- DATA LINES
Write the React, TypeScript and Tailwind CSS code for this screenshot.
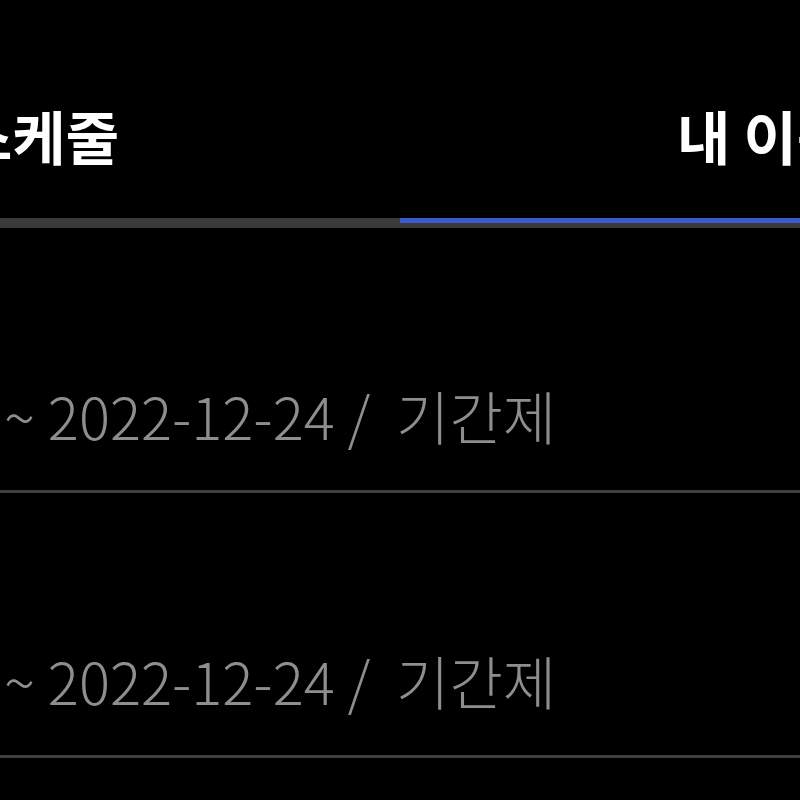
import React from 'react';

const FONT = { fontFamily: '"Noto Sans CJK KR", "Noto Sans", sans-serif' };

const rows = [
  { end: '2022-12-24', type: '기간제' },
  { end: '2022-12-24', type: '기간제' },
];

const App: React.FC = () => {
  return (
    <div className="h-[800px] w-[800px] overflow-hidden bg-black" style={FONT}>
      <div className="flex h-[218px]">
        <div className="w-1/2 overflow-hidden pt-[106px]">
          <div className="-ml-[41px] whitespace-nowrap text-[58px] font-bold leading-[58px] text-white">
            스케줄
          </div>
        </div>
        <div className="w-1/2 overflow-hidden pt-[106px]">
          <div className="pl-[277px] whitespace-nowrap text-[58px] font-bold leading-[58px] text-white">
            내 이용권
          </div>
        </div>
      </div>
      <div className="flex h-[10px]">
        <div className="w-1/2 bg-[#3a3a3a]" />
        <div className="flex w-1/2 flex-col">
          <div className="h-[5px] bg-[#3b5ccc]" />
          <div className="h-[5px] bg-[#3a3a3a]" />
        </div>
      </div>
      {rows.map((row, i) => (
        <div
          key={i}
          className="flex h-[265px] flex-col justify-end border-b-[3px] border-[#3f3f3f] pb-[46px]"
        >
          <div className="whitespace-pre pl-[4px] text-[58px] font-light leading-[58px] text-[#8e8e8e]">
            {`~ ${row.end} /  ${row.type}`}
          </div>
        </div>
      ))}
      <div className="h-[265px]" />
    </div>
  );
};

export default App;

- TASK STATEMENT
Without the pictures, print the whole listing exactly as given.

- ANSWER TO THIS PROBLEM
Write the React, TypeScript and Tailwind CSS code for this screenshot.
import React from 'react';

const FONT = { fontFamily: '"Noto Sans CJK KR", "Noto Sans", sans-serif' };

const rows = [
  { end: '2022-12-24', type: '기간제' },
  { end: '2022-12-24', type: '기간제' },
];

const App: React.FC = () => {
  return (
    <div className="h-[800px] w-[800px] overflow-hidden bg-black" style={FONT}>
      <div className="flex h-[218px]">
        <div className="w-1/2 overflow-hidden pt-[106px]">
          <div className="-ml-[41px] whitespace-nowrap text-[58px] font-bold leading-[58px] text-white">
            스케줄
          </div>
        </div>
        <div className="w-1/2 overflow-hidden pt-[106px]">
          <div className="pl-[277px] whitespace-nowrap text-[58px] font-bold leading-[58px] text-white">
            내 이용권
          </div>
        </div>
      </div>
      <div className="flex h-[10px]">
        <div className="w-1/2 bg-[#3a3a3a]" />
        <div className="flex w-1/2 flex-col">
          <div className="h-[5px] bg-[#3b5ccc]" />
          <div className="h-[5px] bg-[#3a3a3a]" />
        </div>
      </div>
      {rows.map((row, i) => (
        <div
          key={i}
          className="flex h-[265px] flex-col justify-end border-b-[3px] border-[#3f3f3f] pb-[46px]"
        >
          <div className="whitespace-pre pl-[4px] text-[58px] font-light leading-[58px] text-[#8e8e8e]">
            {`~ ${row.end} /  ${row.type}`}
          </div>
        </div>
      ))}
      <div className="h-[265px]" />
    </div>
  );
};

export default App;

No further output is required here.